April 07, 2009 6:58 PM EDT
Why isn't Linux on more desktops? Here are the usual reasons: 1) Microsoft has hardware vendors locked-in; 2) Monstrous Windows installed base; and 3) Operating system and application FUD. Here's the reason we don't talk about much: the Linux distributors don't encourage the Linux desktop.

Oh, there are lots of Linux desktops. You can read my reviews, such as my comparison of Fedora 10; openSUSE 11.1; and Ubuntu 8.10 or my look at Debian 5's five best features. And, I just touch the surface of Linux distributions. There are hundreds of Linux distributions listed in DistroWatch, and most of them are desktops.

So, what's the problem? How many of those desktops are actually supported and advertised by their vendors or groups? I count two. They are Novell with its SLED (SUSE Linux Enterprise Desktop) 11 and Canonical's Ubuntu on Dell computers like the Dell Mini 9.

What about all those other Linuxes? They're all community-based Linuxes. They're supported by fans for fans, and not for a general audience. Some of them, like the ones I mentioned above and Mint and MEPIS already work well for many people in place of Windows. But, without serious advertising and corporate support, they're destined to stay niche operating systems.

Until recently, the netbook vendors were 'sort of' advertising Linux. They often wouldn't mention the 'L' word, but it was Linux that powered most of the netbooks. Now, that the name 'netbook' is being mis-used for what's really low-end notebooks as Jay Lyman, an analyst with The 451 Group points out, Linux is only mentioned as an also-run in the netbook sweepstakes.

Microsoft, by bringing XP back from the dead and essentially giving it away to system vendors so they wouldn't install Linux instead, is a big part of this problem. But, Microsoft, which really has no love for selling cut-rate Windows XP, has only part of the blame.

Except for Novell, which is targeting the business desktop and laptop market, none of the other major Linux players are trying to get desktop customers or partners. Canonical CEO Mark Shuttleworth, Ubuntu's creator, the most popular Linux desktop distribution, has said "I don't think anyone can make money from the Linux desktop."

Of course, Canonical is more than happy to support Dell and other hardware vendors that want to provide Ubuntu to their customers. But, Shuttleworth is much more changing the world with a free desktop operating system than fighting for desktop market share. Canonical's business focus is really on the server, just like the other Linux distributors.

Red Hat, for example, is planning on doing more with the desktop with its summer release of RHEL (Red Hat Enterprise Linux) 5.4. But, their plans don't include a revitalized stand-alone desktop. Instead, they're focusing on virtualized desktops running off a server.

It's not just the company and people at the top though. I've been disheartened recently to see how little attention even developers are spending on the desktop. For example, at the Linux Foundation Summit that starts tomorrow in San Francisco, the Desktop Architects aren't doing much at all.

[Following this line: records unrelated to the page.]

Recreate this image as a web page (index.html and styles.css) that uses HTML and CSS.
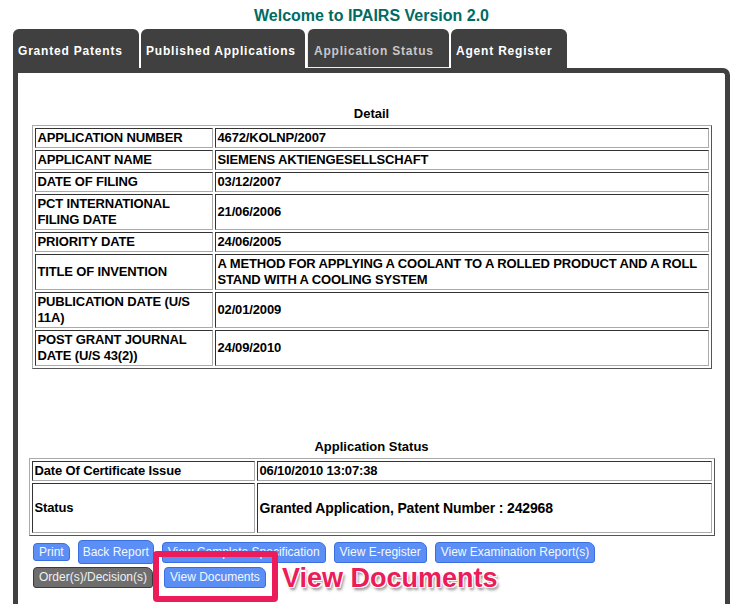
FILE: index.html
```html
<!DOCTYPE html>
<html lang="en">
<head>
  <meta charset="UTF-8">
  <title>IPAIRS - Application Status</title>
  <link rel="stylesheet" href="styles.css">
</head>
<body>

  <div class="page">
    <h1 class="site-title">Welcome to IPAIRS Version 2.0</h1>

    <ul class="tabs">
      <li class="tab tab-granted">Granted Patents</li>
      <li class="tab tab-published">Published Applications</li>
      <li class="tab tab-status active">Application Status</li>
      <li class="tab tab-agent">Agent Register</li>
    </ul>

    <div class="panel">
      <div class="section-title">Detail</div>
      <table class="grid detail">
        <tr><td class="label">APPLICATION NUMBER</td><td>4672/KOLNP/2007</td></tr>
        <tr><td class="label">APPLICANT NAME</td><td>SIEMENS AKTIENGESELLSCHAFT</td></tr>
        <tr><td class="label">DATE OF FILING</td><td>03/12/2007</td></tr>
        <tr><td class="label">PCT INTERNATIONAL FILING DATE</td><td>21/06/2006</td></tr>
        <tr><td class="label">PRIORITY DATE</td><td>24/06/2005</td></tr>
        <tr><td class="label">TITLE OF INVENTION</td><td>A METHOD FOR APPLYING A COOLANT TO A ROLLED PRODUCT AND A ROLL STAND WITH A COOLING SYSTEM</td></tr>
        <tr><td class="label">PUBLICATION DATE (U/S 11A)</td><td>02/01/2009</td></tr>
        <tr><td class="label">POST GRANT JOURNAL DATE (U/S 43(2))</td><td>24/09/2010</td></tr>
      </table>

      <div class="section-title status-title">Application Status</div>
      <table class="grid status">
        <tr><td class="label">Date Of Certificate Issue</td><td>06/10/2010 13:07:38</td></tr>
        <tr class="status-row"><td class="label">Status</td><td class="status-value">Granted Application, Patent Number : 242968</td></tr>
      </table>

      <div class="actions">
        <div class="btn-row">
          <span class="btn btn-short">Print</span>
          <span class="btn btn-tall">Back Report</span>
          <span class="btn">View Complete Specification</span>
          <span class="btn">View E-register</span>
          <span class="btn">View Examination Report(s)</span>
        </div>
        <div class="btn-row">
          <span class="btn btn-gray">Order(s)/Decision(s)</span>
          <span class="btn">View Documents</span>
        </div>
        <div class="callout-box"></div>
        <div class="callout-label">View Documents</div>
      </div>
    </div>
  </div>

</body>
</html>
```

FILE: styles.css
```css
body {
  margin: 0;
  background-color: #fff;
  font-family: 'Liberation Sans', Arial, sans-serif;
  color: #000;
}
.page {
  width: 717px;
  padding-left: 13px;
}
.site-title {
  margin: 0;
  padding-top: 6px;
  height: 23px;
  font-size: 16px;
  line-height: 20px;
  text-align: center;
  color: #006b63;
}
.tabs {
  display: flex;
  gap: 2px;
  list-style: none;
  margin: 0;
  padding: 0;
  height: 39px;
}
.tab {
  box-sizing: border-box;
  height: 39px;
  padding: 15px 0 0 5px;
  background-color: #404040;
  color: #fff;
  font-size: 12px;
  font-weight: bold;
  letter-spacing: 0.8px;
  border-radius: 6px 6px 0 0;
  white-space: nowrap;
}
.tab-granted { width: 126px; }
.tab-published { width: 164px; }
.tab-status { width: 142px; }
.tab-agent { width: 116px; }
.tab.active {
  color: #c8c8c8;
  padding-left: 6px;
  border-left: 1px solid #eee;
  border-bottom: 1px solid #eee;
}
.panel {
  border: 5px solid #404040;
  border-bottom: none;
  border-top-right-radius: 7px;
  padding: 33px 0 30px;
}
.section-title {
  font-size: 13px;
  font-weight: bold;
  line-height: 16px;
  text-align: center;
}
.status-title {
  margin-top: 70px;
}
.grid {
  margin: 3px auto 0;
  border-collapse: separate;
  border-spacing: 2px;
  border: 1px solid;
  border-color: #aaa #555 #555 #aaa;
}
.grid td {
  border: 1px solid;
  border-color: #333 #aaa #aaa #333;
  padding: 1px 2px;
  font-size: 13px;
  font-weight: bold;
  line-height: 16px;
  letter-spacing: -0.15px;
  vertical-align: middle;
}
.detail {
  width: 680px;
}
.detail td.label {
  width: 172px;
}
.status {
  width: 686px;
}
.status td.label {
  width: 217px;
}
.status-row td {
  height: 46px;
}
.status-value {
  font-size: 14px !important;
}
.actions {
  position: relative;
  padding: 4px 0 0 15px;
}
.btn-row {
  display: flex;
  align-items: center;
  gap: 8px;
  height: 24px;
}
.btn-row + .btn-row {
  margin-top: 3px;
  height: 21px;
}
.btn {
  box-sizing: border-box;
  height: 21px;
  padding: 0 5px;
  line-height: 19px;
  font-size: 12px;
  color: #f4f8ff;
  background-color: #5b8ff5;
  border: 1px solid #3b6fe0;
  border-radius: 4px 7px 3px 3px;
  white-space: nowrap;
}
.btn-short {
  height: 18px;
  line-height: 16px;
}
.btn-tall {
  height: 24px;
  line-height: 22px;
  padding: 0 4px;
}
.btn-gray {
  background-color: #6e6e6e;
  border-color: #3a3a3a;
  color: #f0f0f0;
  margin-right: 3px;
}
.callout-box {
  position: absolute;
  left: 135px;
  top: 15px;
  width: 125px;
  height: 51px;
  box-sizing: border-box;
  border: 6px solid #ec1c5b;
  border-radius: 4px;
}
.callout-label {
  position: absolute;
  left: 264px;
  top: 27px;
  font-size: 27px;
  line-height: 30px;
  font-weight: bold;
  color: #ec1c5b;
  white-space: nowrap;
  text-shadow: -1px -1px 0 #fff, 1px -1px 0 #fff, -1px 1px 0 #fff, 1px 1px 0 #fff, 2px 3px 3px rgba(0, 0, 0, 0.45);
}
```
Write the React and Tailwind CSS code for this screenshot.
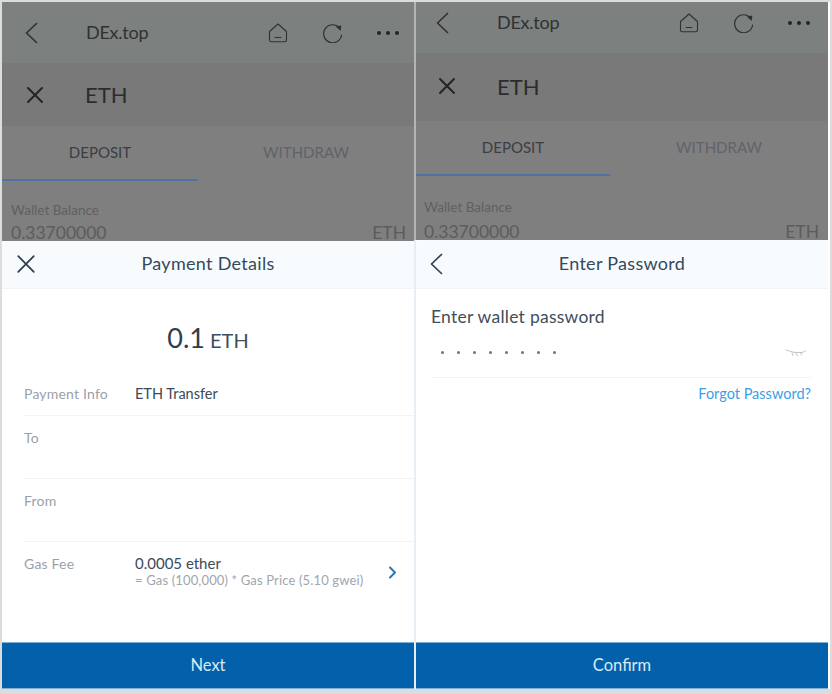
const FONT = "font-['Lato','Noto_Sans',sans-serif]";

function Back({ className = "" }) {
  return (
    <svg className={className} width="13" height="22" viewBox="0 0 13 22" fill="none" stroke="currentColor" strokeWidth="1.7" strokeLinecap="round" strokeLinejoin="round">
      <path d="M11.5 1.5 L1.5 11 L11.5 20.5" />
    </svg>
  );
}

function Close({ size = 18, width = 2 }) {
  return (
    <svg width={size} height={size} viewBox="0 0 18 18" fill="none" stroke="currentColor" strokeWidth={width} strokeLinecap="round">
      <path d="M2 2 L16 16 M16 2 L2 16" />
    </svg>
  );
}

function Home() {
  return (
    <svg width="20" height="20" viewBox="0 0 20 20" fill="none" stroke="#2f3231" strokeWidth="1.1" strokeLinejoin="round" strokeLinecap="round">
      <path d="M1.5 8.5 L10 1 L18.5 8.5 V17 Q18.5 18.8 16.8 18.8 H3.2 Q1.5 18.8 1.5 17 Z" />
      <path d="M7 14.5 H13" />
    </svg>
  );
}

function Reload() {
  return (
    <svg width="20" height="20" viewBox="0 0 20 20" fill="none">
      <path d="M16.6 5 A9 9 0 1 0 18.6 12" stroke="#2f3231" strokeWidth="1.2" strokeLinecap="round" />
      <path d="M12.8 3.6 L18.4 2.6 L17.6 8 Z" fill="#2f3231" />
    </svg>
  );
}

function Dots() {
  return (
    <div className="flex gap-[5px]">
      <span className="w-[4px] h-[4px] rounded-full bg-[#232524]" />
      <span className="w-[4px] h-[4px] rounded-full bg-[#232524]" />
      <span className="w-[4px] h-[4px] rounded-full bg-[#232524]" />
    </div>
  );
}

function Backdrop({ height, topClass, secondClass, pl, titleGap, tabW, balanceClass, padX, amountGap }) {
  return (
    <div className={`${height} overflow-hidden bg-[#7f7f7f] shrink-0`}>
      <div className={`${topClass} bg-[#7c807e] flex items-center ${pl} text-[#303231]`}>
        <Back />
        <span className="ml-[48px] text-[18px] tracking-[-0.25px] text-[#303231]">DEx.top</span>
        <div className="ml-auto flex items-center">
          <Home />
          <span className="ml-[35px]"><Reload /></span>
          <span className="ml-[34px]"><Dots /></span>
        </div>
      </div>
      <div className={`${secondClass} bg-[#797979] flex items-center ${titleGap} text-[#232524]`}>
        <Close size={18} width={2} />
        <span className="ml-[41px] text-[22px] text-[#2b2d2c]">ETH</span>
      </div>
      <div className="h-[55px] relative flex items-center text-[15px] pb-[2px]">
        <div className={`${tabW} text-center text-[#3a3d46]`}>DEPOSIT</div>
        <div className="flex-1 text-center text-[#60636b]">WITHDRAW</div>
        <div className={`absolute left-0 bottom-0 ${tabW} h-[2px] bg-[#5271a3]`} />
      </div>
      <div className={`${padX} ${balanceClass}`}>
        <div className="text-[13.5px] leading-[16px] text-[#5f5f5f]">Wallet Balance</div>
        <div className={`flex justify-between text-[17.5px] leading-[22px] ${amountGap} text-[#5c5c5c]`}>
          <span>0.33700000</span>
          <span>ETH</span>
        </div>
      </div>
    </div>
  );
}

function Row({ label, children, className = "" }) {
  return (
    <div className={`flex border-b border-[#f2f3f4] ${className}`}>
      <div className="w-[111px] text-[14px] leading-[20px] text-[#9aa1a8] tracking-[0.2px]">{label}</div>
      <div className="flex-1">{children}</div>
    </div>
  );
}

function SheetHeader({ icon, title, height, iconPos }) {
  return (
    <div className={`relative ${height} shrink-0 bg-[#f8fbfe] border-b border-[#f1f3f6] rounded-t-[4px] flex items-center justify-center pb-[2px] text-[#34495a]`}>
      <div className={`absolute ${iconPos} text-[#2f3f4e]`}>{icon}</div>
      <span className="text-[18px] tracking-[0.3px]">{title}</span>
    </div>
  );
}

function PayButton({ children, className = "" }) {
  return (
    <div className={`h-[47px] shrink-0 bg-[#0361ac] border-y border-[#7fb0d8] flex items-center justify-center text-[16.5px] text-[#dbe8f3] ${className}`}>
      {children}
    </div>
  );
}

export default function App() {
  return (
    <div className={`w-[832px] h-[694px] bg-[#dcdcdc] pt-[2px] pl-[2px] ${FONT}`}>
      <div className="flex h-[687px] w-[828px] bg-white">
        <div className="w-[412px] flex flex-col bg-white">
          <Backdrop
            height="h-[239px]"
            topClass="h-[61px] pr-[15px]"
            secondClass="h-[63px]"
            pl="pl-[23px]"
            titleGap="pl-[24px]"
            tabW="w-[196px]"
            padX="pl-[9px] pr-[8px]"
            balanceClass="pt-[21px]"
            amountGap="mt-[4px]"
          />
          <SheetHeader icon={<Close size={20} width={1.6} />} title="Payment Details" height="h-[48px]" iconPos="left-[14px] top-[13px]" />
          <div className="flex-1 flex flex-col bg-white">
            <div className="h-[95px] flex items-baseline justify-center pt-[27px] text-[#2b3f50]">
              <span className="text-[27px] leading-[44px]">0.1</span>
              <span className="ml-[5px] text-[20px] text-[#3b4f60]">ETH</span>
            </div>
            <div className="pl-[22px] flex flex-col">
              <Row label="Payment Info" className="h-[32px]">
                <div className="text-[14.5px] leading-[20px] text-[#3c4a57]">ETH Transfer</div>
              </Row>
              <Row label="To" className="h-[63px] pt-[12px]" />
              <Row label="From" className="h-[63px] pt-[12px]" />
              <div className="flex pt-[12px]">
                <div className="w-[111px] text-[14px] leading-[20px] text-[#9aa1a8] tracking-[0.2px]">Gas Fee</div>
                <div>
                  <div className="text-[15px] leading-[18px] text-[#3c4a57]">0.0005 ether</div>
                  <div className="text-[13px] leading-[16px] text-[#a0a6ac] tracking-[0.15px]">= Gas (100,000) * Gas Price (5.10 gwei)</div>
                </div>
                <svg className="ml-[25px] mt-[12px]" width="9" height="13" viewBox="0 0 9 13" fill="none" stroke="#2776b6" strokeWidth="2" strokeLinecap="round" strokeLinejoin="round">
                  <path d="M2 1.5 L7 6.5 L2 11.5" />
                </svg>
              </div>
            </div>
            <div className="flex-1" />
          </div>
          <PayButton>Next</PayButton>
        </div>

        <div className="w-[2px] flex flex-col">
          <div className="h-[238px] bg-[#b4b4b4]" />
          <div className="flex-1 bg-[#e6edf3]" />
        </div>

        <div className="w-[412px] flex flex-col bg-white">
          <Backdrop
            height="h-[238px]"
            topClass="h-[51px] pb-[10px] pr-[18px]"
            secondClass="h-[68px] pb-[2px]"
            pl="pl-[20px]"
            titleGap="pl-[22px]"
            tabW="w-[194px]"
            padX="pl-[8px] pr-[9px]"
            balanceClass="pt-[23px]"
            amountGap="mt-[6px]"
          />
          <SheetHeader icon={<Back />} title="Enter Password" height="h-[49px]" iconPos="left-[14px] top-[13px]" />
          <div className="flex-1 flex flex-col bg-white pl-[15px] pr-[17px]">
            <div className="mt-[17px] text-[17.5px] leading-[22px] text-[#3f4e5b] tracking-[0.25px]">Enter wallet password</div>
            <div className="h-[40px] flex items-center border-b border-[#f2f3f4] pl-[10px] pr-[4px] pb-[10px] mt-[10px]">
              <div className="flex gap-[13px]">
                {[0, 1, 2, 3, 4, 5, 6, 7].map((i) => (
                  <span key={i} className="w-[3px] h-[3px] rounded-full bg-[#6b7580]" />
                ))}
              </div>
              <svg className="ml-auto" width="22" height="8" viewBox="0 0 22 8" fill="none" stroke="#bfc3c7" strokeWidth="1" strokeLinecap="round">
                <path d="M1 1 Q9 4.5 17 3.5 Q20 2.8 21 1.5 M7 3.8 L8 6.5 M11 4 L12.5 6.8 M15 3.6 L17 6.2" />
              </svg>
            </div>
            <div className="mt-[6px] text-right text-[14.5px] leading-[20px] text-[#3a9fe6]">Forgot Password?</div>
            <div className="flex-1" />
          </div>
          <PayButton>Confirm</PayButton>
        </div>
      </div>
    </div>
  );
}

In years gone-by, the Linux Desktop Architects made giant steps forward in unifying the Linux desktop so that OEMs (original equipment manufacturers) and ISVs (independent software vendors) could build for Linux without worrying about which specific Linux or desktop GUI (graphical user interface) would be used. This year I'll be shocked if there's any important Linux desktop news that comes from the designers.

Besides, as Don Hardaway, an associate professor at St. Louis University and Linux developer, wrote the other day on the Linux Desktop Architects mailing list, "There is no leadership that I can see with moving the Desktop forward. So much energy gets focused on the technical issues but from what I am seeing simple business issues are being ignored (e.g., OEMs not offering choice in a visible way on their web sites, getting support information etc.)."

He's right. The Linux desktop is drifting. Novell, which, thanks to its Microsoft connection, is seen by many as the black sheep of the Linux flock, can't do it on its own. If the Linux desktop is ever to become more than a niche operating system, now, more than ever, it needs a major power behind it.

Are you listening Google? It's me, Tux.